Saturday morning we got up and finished preparing---setting things out, getting the paint ready, and getting tools together. Duncey arrived, so we gave him Construction. Then they arrived. About 50 people poured out of the 11 cars, and we introduced our tasks and divided people up. I took some people for making retaining walls, and gathering gravel.
I handed my Wiring List to Spork, and gave him a 60 second overview of what it meant.  People began painting the house while we scraped gravel away from it. Others started leveling off for one retaining wall, while several began pulling up concrete flats and carrying them around back.  The shed got painted, some trim out in the yard got primed, and then painted. A set of doors got three coats on one side...and none on the other. I found some guys who were helping Duncey---they had gloves on, so I had them move a big slab of concrete from near the A/C unit to in front of the shop. Nobody shredded their finger. In fact, it seems that there were no injuries all day! I just sort of wandered from place to place, working for a few minutes on something, and then getting some people started on something else.  The first course of the wall was a big task, but I had a few dedicated people who went at it with a level, and made it flat.  The next courses went on very quickly; we had a "brick brigade" handing bricks from the pallet to wall, and they stacked up like hotcakes. I didn't have them take the bricks from the pallets that had been put nearby---no, we took the ones that were near the other wall, tomorrow we'd have to carry them farther.
The crowd started to dwindle, but many people stayed for lunch, and continued to hook up downspouts into an invisible buried pipe, to finish off the ends of the retaining wall, to touch up trim around the roof, to hook up wires in the sweltering attic.
I spend a good part of the afternoon washing out paint rollers.  There were so many, but they were pretty much dried, so I just tried to wash them out, having fun making them spin at incredible speeds using a sharp stream of water from the hose sprayer.

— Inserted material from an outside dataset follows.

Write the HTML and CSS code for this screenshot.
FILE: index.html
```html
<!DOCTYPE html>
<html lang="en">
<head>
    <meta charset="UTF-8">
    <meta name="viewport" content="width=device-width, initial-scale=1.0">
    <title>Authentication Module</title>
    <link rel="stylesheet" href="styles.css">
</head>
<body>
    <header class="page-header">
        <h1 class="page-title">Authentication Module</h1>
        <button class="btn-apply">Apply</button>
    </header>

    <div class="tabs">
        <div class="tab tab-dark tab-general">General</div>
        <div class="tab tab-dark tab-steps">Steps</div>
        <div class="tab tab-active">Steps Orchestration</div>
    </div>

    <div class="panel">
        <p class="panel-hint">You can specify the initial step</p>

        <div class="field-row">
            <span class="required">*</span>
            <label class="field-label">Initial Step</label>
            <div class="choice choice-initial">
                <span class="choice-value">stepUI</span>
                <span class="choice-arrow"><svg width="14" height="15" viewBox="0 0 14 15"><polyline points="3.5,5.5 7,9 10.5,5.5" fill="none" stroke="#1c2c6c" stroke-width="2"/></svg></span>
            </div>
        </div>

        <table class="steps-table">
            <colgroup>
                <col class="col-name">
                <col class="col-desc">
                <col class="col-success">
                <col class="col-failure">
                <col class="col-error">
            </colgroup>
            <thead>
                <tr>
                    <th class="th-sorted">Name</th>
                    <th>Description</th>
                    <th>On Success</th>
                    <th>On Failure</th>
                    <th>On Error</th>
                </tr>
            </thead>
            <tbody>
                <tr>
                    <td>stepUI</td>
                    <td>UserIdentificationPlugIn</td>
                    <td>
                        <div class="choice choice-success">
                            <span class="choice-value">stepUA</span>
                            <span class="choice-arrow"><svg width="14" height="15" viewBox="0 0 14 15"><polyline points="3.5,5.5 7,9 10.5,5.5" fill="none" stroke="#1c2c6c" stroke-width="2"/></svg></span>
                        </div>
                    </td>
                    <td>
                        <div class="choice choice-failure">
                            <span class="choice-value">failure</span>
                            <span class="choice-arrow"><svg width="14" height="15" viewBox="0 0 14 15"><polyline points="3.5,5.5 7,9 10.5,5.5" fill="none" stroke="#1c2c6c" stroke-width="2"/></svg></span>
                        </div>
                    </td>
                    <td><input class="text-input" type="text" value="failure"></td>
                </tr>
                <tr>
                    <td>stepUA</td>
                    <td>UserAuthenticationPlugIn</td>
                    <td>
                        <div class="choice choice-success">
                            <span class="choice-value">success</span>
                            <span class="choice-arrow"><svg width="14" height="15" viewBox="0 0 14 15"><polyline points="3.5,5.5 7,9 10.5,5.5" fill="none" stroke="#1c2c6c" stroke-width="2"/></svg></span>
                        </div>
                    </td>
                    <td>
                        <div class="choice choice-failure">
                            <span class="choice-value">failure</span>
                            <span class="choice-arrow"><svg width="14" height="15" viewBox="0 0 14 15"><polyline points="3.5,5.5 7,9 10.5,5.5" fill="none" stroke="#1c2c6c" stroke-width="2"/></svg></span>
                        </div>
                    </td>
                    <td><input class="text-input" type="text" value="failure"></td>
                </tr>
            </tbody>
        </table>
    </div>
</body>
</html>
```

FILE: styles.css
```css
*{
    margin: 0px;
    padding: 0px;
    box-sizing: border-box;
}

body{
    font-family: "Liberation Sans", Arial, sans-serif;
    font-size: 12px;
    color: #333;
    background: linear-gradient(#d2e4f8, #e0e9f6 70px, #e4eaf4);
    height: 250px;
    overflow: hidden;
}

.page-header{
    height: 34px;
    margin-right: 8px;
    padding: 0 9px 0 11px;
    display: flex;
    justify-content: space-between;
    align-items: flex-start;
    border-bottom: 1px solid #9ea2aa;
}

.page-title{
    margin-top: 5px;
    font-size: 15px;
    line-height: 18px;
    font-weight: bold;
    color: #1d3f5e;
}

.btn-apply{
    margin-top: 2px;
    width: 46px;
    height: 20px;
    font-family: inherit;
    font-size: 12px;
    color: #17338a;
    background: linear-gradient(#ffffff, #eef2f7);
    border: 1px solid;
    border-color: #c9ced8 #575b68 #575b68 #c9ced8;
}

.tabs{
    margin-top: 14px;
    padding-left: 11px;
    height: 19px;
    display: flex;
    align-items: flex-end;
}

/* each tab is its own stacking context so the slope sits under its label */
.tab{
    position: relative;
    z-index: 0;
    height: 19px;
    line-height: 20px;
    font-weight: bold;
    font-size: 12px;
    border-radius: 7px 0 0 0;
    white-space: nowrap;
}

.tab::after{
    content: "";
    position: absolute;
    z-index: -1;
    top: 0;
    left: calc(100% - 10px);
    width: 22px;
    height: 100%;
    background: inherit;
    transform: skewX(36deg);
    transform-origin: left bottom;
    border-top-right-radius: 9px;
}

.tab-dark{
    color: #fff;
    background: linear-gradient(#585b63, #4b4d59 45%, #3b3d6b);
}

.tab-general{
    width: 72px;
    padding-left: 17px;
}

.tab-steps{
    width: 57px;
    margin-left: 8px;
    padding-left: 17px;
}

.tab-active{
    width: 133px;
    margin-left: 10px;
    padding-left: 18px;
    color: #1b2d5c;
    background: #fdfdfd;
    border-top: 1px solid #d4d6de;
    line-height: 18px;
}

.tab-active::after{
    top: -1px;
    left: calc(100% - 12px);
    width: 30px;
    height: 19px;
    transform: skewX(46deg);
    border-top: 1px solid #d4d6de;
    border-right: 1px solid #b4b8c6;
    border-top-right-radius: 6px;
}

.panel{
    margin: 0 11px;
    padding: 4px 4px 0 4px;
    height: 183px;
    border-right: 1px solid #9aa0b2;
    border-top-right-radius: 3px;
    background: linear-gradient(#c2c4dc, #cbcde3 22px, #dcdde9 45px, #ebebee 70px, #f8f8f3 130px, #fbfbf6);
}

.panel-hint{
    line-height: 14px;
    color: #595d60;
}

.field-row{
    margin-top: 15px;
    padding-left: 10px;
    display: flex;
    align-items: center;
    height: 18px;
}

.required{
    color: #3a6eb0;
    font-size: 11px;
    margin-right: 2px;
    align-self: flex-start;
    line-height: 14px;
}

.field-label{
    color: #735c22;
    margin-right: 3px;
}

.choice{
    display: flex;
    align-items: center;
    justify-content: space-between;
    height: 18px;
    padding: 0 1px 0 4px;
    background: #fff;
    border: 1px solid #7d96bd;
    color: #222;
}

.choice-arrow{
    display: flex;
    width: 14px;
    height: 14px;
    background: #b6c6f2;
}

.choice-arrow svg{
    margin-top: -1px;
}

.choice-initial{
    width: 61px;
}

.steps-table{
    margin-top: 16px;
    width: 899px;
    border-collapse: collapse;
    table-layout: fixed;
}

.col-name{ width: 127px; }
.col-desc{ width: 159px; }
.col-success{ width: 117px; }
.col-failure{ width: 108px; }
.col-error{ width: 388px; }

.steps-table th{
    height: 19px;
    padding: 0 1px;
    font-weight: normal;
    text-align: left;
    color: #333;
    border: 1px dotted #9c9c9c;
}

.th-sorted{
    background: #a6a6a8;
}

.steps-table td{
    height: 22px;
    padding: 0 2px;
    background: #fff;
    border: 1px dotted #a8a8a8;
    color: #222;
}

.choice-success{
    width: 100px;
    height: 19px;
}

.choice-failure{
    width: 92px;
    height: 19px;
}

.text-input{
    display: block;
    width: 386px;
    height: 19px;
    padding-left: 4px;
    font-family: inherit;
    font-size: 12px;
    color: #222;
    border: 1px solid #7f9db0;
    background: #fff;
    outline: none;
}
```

Eventually it was night, and so the few that were still around watch How to Lose a Guy in 10 Days. It was rather enlightening, for being a chick-flick.  I'll stay on the alert for girls who are trying to be as annoying as possible. 
It's not everyday that you get to be a part of 60 people working on a house.  Can't always find people who not only know what they are doing, but are willing to struggle in the hot texan sun, moving dirt and concrete, painting and building. It was  a success.  Some Photos, curtesy of Luddie.

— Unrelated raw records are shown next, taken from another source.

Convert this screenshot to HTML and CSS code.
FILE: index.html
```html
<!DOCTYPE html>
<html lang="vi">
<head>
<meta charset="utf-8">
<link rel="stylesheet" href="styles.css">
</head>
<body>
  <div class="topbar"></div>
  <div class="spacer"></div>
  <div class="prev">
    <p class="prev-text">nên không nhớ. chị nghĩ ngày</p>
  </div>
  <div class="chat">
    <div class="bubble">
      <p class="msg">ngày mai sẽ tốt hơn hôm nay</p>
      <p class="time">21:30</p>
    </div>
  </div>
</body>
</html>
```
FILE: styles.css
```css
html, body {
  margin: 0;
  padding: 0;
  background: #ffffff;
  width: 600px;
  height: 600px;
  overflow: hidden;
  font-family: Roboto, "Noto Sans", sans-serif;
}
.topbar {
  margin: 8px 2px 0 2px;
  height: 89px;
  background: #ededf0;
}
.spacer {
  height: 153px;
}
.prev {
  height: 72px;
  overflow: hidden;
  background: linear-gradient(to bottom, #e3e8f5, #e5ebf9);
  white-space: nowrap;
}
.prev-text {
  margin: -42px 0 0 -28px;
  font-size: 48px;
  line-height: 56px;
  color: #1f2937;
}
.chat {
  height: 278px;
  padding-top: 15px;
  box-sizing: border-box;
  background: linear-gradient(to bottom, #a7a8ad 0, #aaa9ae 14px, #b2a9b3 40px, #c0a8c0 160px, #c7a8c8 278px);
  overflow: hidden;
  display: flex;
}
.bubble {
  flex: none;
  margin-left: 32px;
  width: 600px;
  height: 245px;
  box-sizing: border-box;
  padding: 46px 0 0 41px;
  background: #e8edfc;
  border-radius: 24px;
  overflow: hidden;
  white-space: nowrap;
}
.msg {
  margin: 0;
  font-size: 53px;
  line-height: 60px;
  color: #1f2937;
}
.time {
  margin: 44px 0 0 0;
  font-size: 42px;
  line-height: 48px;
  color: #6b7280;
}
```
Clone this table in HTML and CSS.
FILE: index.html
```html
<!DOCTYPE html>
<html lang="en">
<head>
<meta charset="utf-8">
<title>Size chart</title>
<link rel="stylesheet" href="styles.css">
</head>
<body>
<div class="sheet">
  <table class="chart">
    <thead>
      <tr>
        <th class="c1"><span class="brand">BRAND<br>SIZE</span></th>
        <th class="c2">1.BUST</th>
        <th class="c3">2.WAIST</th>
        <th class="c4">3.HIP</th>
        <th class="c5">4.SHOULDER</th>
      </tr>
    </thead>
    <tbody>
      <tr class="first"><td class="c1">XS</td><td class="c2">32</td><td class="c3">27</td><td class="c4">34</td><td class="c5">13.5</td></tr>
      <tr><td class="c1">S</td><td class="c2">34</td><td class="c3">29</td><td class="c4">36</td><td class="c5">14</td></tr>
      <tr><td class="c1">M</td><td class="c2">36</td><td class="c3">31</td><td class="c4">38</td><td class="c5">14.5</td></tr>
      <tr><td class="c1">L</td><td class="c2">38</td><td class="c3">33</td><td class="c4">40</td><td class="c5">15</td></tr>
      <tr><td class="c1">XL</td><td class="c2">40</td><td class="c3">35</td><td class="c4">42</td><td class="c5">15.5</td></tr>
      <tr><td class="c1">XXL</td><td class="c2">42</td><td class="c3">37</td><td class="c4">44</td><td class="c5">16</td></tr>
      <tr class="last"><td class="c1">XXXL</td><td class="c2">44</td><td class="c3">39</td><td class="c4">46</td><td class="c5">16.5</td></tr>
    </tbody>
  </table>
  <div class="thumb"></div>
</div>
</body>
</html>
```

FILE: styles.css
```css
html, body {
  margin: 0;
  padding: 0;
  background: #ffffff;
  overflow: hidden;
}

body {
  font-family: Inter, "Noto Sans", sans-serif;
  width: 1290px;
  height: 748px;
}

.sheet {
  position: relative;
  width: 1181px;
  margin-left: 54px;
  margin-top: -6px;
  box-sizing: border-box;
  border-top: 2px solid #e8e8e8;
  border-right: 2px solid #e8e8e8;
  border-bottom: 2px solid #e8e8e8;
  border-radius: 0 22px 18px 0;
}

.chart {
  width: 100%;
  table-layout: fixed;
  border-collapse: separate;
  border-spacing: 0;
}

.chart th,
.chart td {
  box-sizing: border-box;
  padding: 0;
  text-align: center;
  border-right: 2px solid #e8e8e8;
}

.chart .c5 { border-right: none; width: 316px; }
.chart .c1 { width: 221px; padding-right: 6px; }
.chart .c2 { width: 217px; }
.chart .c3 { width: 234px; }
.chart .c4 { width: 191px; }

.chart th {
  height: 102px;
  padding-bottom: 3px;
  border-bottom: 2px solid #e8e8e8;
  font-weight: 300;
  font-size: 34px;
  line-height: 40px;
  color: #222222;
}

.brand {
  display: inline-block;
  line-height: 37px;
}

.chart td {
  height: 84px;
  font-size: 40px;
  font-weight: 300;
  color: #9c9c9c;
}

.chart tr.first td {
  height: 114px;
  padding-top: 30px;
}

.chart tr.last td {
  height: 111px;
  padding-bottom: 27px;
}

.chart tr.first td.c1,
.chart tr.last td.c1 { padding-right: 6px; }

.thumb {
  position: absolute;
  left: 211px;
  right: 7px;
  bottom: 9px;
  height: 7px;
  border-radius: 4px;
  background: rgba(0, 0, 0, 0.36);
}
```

Sunday we got to sunday school in time to eat doughnuts and sit on bean bags. Baker did a good job of leading it, and I drew a rubber duckie on the attendance sheet.  I knew only a handful of people there. 
Church was good, but there weren't any hymns on the agenda.  This is a surprisingly global-minded church. Rather refreshing to see people bent on bringing the rest of the world to Christ.  After church, we were some of the last to leave, as usual, and then we went to Bodacious for lunch.  But first we stopped by Pier 1 to help some of our newly married friends pick up a chair.  There wasn't much room in Bubbles's car, so we had to pawn off a box of maternity clothes on them...they didn't realize the gravity of it until it came up during lunch.

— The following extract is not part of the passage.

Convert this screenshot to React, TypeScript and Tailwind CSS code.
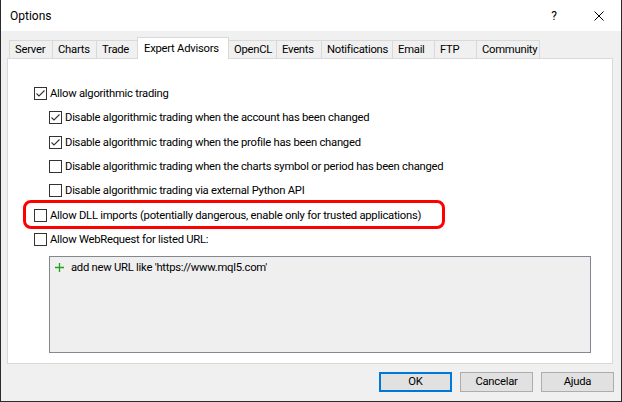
import React from 'react';

const tabs = [
    { label: 'Server', w: 'w-[43px]' },
    { label: 'Charts', w: 'w-[44px]' },
    { label: 'Trade', w: 'w-[41px]' },
    { label: 'Expert Advisors', w: 'w-[92px]', active: true },
    { label: 'OpenCL', w: 'w-[47px]' },
    { label: 'Events', w: 'w-[45px]' },
    { label: 'Notifications', w: 'w-[71px]' },
    { label: 'Email', w: 'w-[42px]' },
    { label: 'FTP', w: 'w-[42px]' },
    { label: 'Community', w: 'w-[64px]' },
];

const options = [
    { label: 'Allow algorithmic trading', checked: true },
    { label: 'Disable algorithmic trading when the account has been changed', checked: true, sub: true },
    { label: 'Disable algorithmic trading when the profile has been changed', checked: true, sub: true },
    { label: 'Disable algorithmic trading when the charts symbol or period has been changed', sub: true },
    { label: 'Disable algorithmic trading via external Python API', sub: true },
    { label: 'Allow DLL imports (potentially dangerous, enable only for trusted applications)', highlight: true },
    { label: 'Allow WebRequest for listed URL:' },
];

const CheckBox: React.FC<{ checked?: boolean }> = ({ checked }) => (
    <span className="w-[13px] h-[13px] shrink-0 border border-[#333333] bg-white flex items-center justify-center">
        {checked && (
            <svg width="11" height="11" viewBox="0 0 11 11">
                <polyline points="1.5,5.5 4,8 9.5,2.5" fill="none" stroke="#333333" strokeWidth="1.1" />
            </svg>
        )}
    </span>
);

const App: React.FC = () => {
    return (
        <div className="w-[622px] h-[402px] bg-[#f0f0f0] border-x border-b border-[#2b2b2b] flex flex-col font-['Roboto','Noto_Sans',sans-serif] text-[11.25px] tracking-[-0.25px] text-black leading-none">
            {/* title bar */}
            <div className="h-[31px] shrink-0 bg-white flex items-center">
                <span className="pl-[9px] text-[12px] tracking-normal">Options</span>
                <span className="ml-auto text-[12px] w-[10px] text-center">?</span>
                <span className="ml-[35px] mr-[17px] w-[10px] h-[10px]">
                    <svg width="10" height="10" viewBox="0 0 10 10">
                        <path d="M0.5 0.5 L9.5 9.5 M9.5 0.5 L0.5 9.5" stroke="#000" strokeWidth="1" />
                    </svg>
                </span>
            </div>

            <div className="flex-1 flex flex-col pl-[6px] pr-[8px]">
                {/* tabs */}
                <div className="flex items-end h-[27px] pl-[2px]">
                    {tabs.map((t, i) => {
                        const prevActive = i > 0 && tabs[i - 1].active;
                        const last = i === tabs.length - 1;
                        return t.active ? (
                            <div
                                key={t.label}
                                className={`${t.w} h-[22px] -mb-px relative z-10 bg-white border-l border-t border-r border-[#d9d9d9] flex items-center pl-[6px]`}
                            >
                                {t.label}
                            </div>
                        ) : (
                            <div
                                key={t.label}
                                className={`${t.w} h-[18px] border-t border-[#d9d9d9] ${prevActive ? '' : 'border-l'} ${last ? 'border-r' : ''} flex items-center pl-[5px] pt-[1px] whitespace-nowrap`}
                            >
                                {t.label}
                            </div>
                        );
                    })}
                </div>

                {/* panel */}
                <div className="h-[306px] shrink-0 bg-white border border-[#d9d9d9] pt-[22.5px] pl-[26px]">
                    {options.map((o) => (
                        <div key={o.label} className={`h-[24.33px] flex items-center ${o.sub ? 'pl-[15px]' : ''}`}>
                            <div className="relative flex items-center gap-[3px]">
                                {o.highlight && (
                                    <span className="absolute -left-[11px] -top-[9px] w-[422px] h-[29px] border-[3px] border-[#ff0000] rounded-[8px] pointer-events-none" />
                                )}
                                <CheckBox checked={o.checked} />
                                <span className="whitespace-nowrap">{o.label}</span>
                            </div>
                        </div>
                    ))}
                    <div className="mt-[4px] ml-[15px] w-[542px] h-[97px] bg-[#efefef] border border-[#828790]">
                        <div className="h-[22px] flex items-center pl-[5px] gap-[7px]">
                            <svg width="9" height="9" viewBox="0 0 9 9">
                                <path d="M4.5 0 V9 M0 4.5 H9" stroke="#1fa31f" strokeWidth="1.3" />
                            </svg>
                            <span>add new URL like 'https://www.mql5.com'</span>
                        </div>
                    </div>
                </div>

                {/* buttons */}
                <div className="mt-[8px] flex justify-end gap-[8px] -mr-px">
                    <button className="w-[73px] h-[20px] bg-[#e1e1e1] border-2 border-[#0078d7] flex items-center justify-center">OK</button>
                    <button className="w-[73px] h-[20px] bg-[#e1e1e1] border border-[#adadad] flex items-center justify-center">Cancelar</button>
                    <button className="w-[73px] h-[20px] bg-[#e1e1e1] border border-[#adadad] flex items-center justify-center">Ajuda</button>
                </div>
            </div>
        </div>
    );
};

export default App;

We spent the afternoon building a second retaining wall. This one had multiple curves, and we tried several different multi-degree functions before we got a shape we liked.  Tip: when making stepping retaining walls, start at the bottom--it is a lot easier to get level when you are stepping up instead of down. We ended up being about an hour late to the Burger Burn at the pastor's house, but there was still burgers, and corn, and soda and stuff. We sat and talked, and had a good time.  As it was getting dark, the conversation drifted to Baker's backyard, and he mentioned that he had a cord running across it, that kept getting chopped in the mower. "You need to bury it, then you won't hit it!" "Well, yeah, but I just haven't gotten to it yet.." "It would take like fifteen minutes to do!" We still only had our craziness-meter at about 326 for the weekend, so we volunteered to go out and bury the cable for him. They said we would need some electrical tape to fix the wire.  Aduma has a roll in his pocket, of course.  Borrowed a shovel from the pastor, and left.  When Baker got there with his family, we had a trench across the yard, and were starting to lay the wire.  We about had it covered up, when the local annoying armadillos came out.  Bakers normal procedure was to shoot them with a bb-gun, but that proved futile, due in part to their impenetrable armor.  So, Bubbles and I took some sticks and an old mower blade, and beat around in the bushes after the critters.  We found one, and cornered him behind a tomato cage, and then I poked him out, and Bubble got off a solid hit with the sharp edge of the mower blade.  It bounced off harmlessly.  We chased them around the woods, but it was dark and briery, and we got our first wounds of the weekend, some minor scratches.
After finishing up the trench and checking out the cool job of tile in the dining room, we headed to campus to drop off the chair.  We were going to try to forget the maternity clothes, but they remembered to bring them out.  We stood and ate cookies in what once was Shroud and Bev's apartment, and then we headed for Dallas.

I took Aduma over to visit a local branch of his company in the morning.  Dropped him off, went to Walmart, got a pump, which broke as my tire reached it's correct level, so I returned it, and drove back, arriving as Aduma and his former  coworker emerged from the security envelope.  After packing up, we went to the airport and I dropped off Aduma, and headed for Wichita.  The ending bracket on the weekend was tryouts for acting in the Road to Bethlehem at church at 7:00.  My clock read 6:59 as I pulled into the parking lot, having driven from Dallas.

There is hope as we change the world one person at a time.